Car l’intelligence ne se situe pas juste au niveau de l’individu, il faut prendre en compte l’ensemble. Le football est avant tout un sport collectif. Donc, la forme d’intelligence la plus primordiale au sein d’une équipe, c’est l’intelligence collective, le fait que les interactions soient fluides. « La créativité individuelle est aisée mais le plus difficile reste la créativité collective » , disait Arrigo Sacchi. Les joueurs les plus malins sur un terrain se sont toujours mis au service du collectif, car si l’équipe toute entière est créative, le résultat est bien plus probant. « Cette dynamique de groupe est très importante. Et au-delà de la motricité, les liens affectifs entre les joueurs entrent en compte. L’intelligence relationnelle compte. Une équipe qui s’entend bien, à condition qu’elle soit déjà forte techniquement, jouera mieux. Ce sera plus fluide, et cette fluidité fera gagner le dixième de seconde nécessaire à une passe parfaite » , tranche Pierre Parlebas. L’amitié affichée entre Messi, Suárez et Neymar serait donc une raison de la réussite des trois individualités, n’en déplaise à Cristiano Ronaldo.
Une génération bête ?
Le problème actuel du football est la tendance qu’ont les joueurs à vouloir tricoter, à vouloir faire la différence tout seul.
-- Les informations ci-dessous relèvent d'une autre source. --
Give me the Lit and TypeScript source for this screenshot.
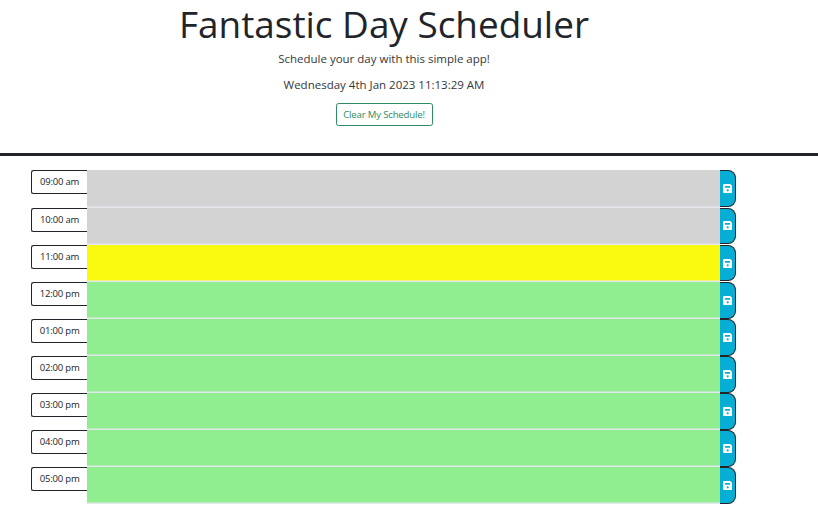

Laurent Blanc en faisait déjà l’amer constat dans les colonnes de France Football lorsqu’il était sélectionneur de l’équipe de France. « Ce qui nous manque, c’est de l’intelligence de jeu, c’est une qualité de plus en plus rare dans le football. C’est mieux que des joueurs capables d’exploits individuels. Depuis que je suis entraîneur ou sélectionneur, il y a très peu de joueurs qui viennent taper à ma porte pour parler et échanger football. C’est une évolution à l’image de celle de notre société, de plus en plus individualiste. Je trouve que le foot devient de plus en plus égoïste. On s’intéresse d’abord à ses stats, à son match plutôt qu’à celui de l’équipe » , regrettait l’actuel entraîneur du PSG. Et comme souvent, pour remédier à ce mal, la solution vient de l’éducation, de la formation. Au lieu de former des Florian Thauvin obsédés par le un contre un, formons les joueurs au sein du collectif. Histoire d’avoir un peu d’Antoine Griezmann.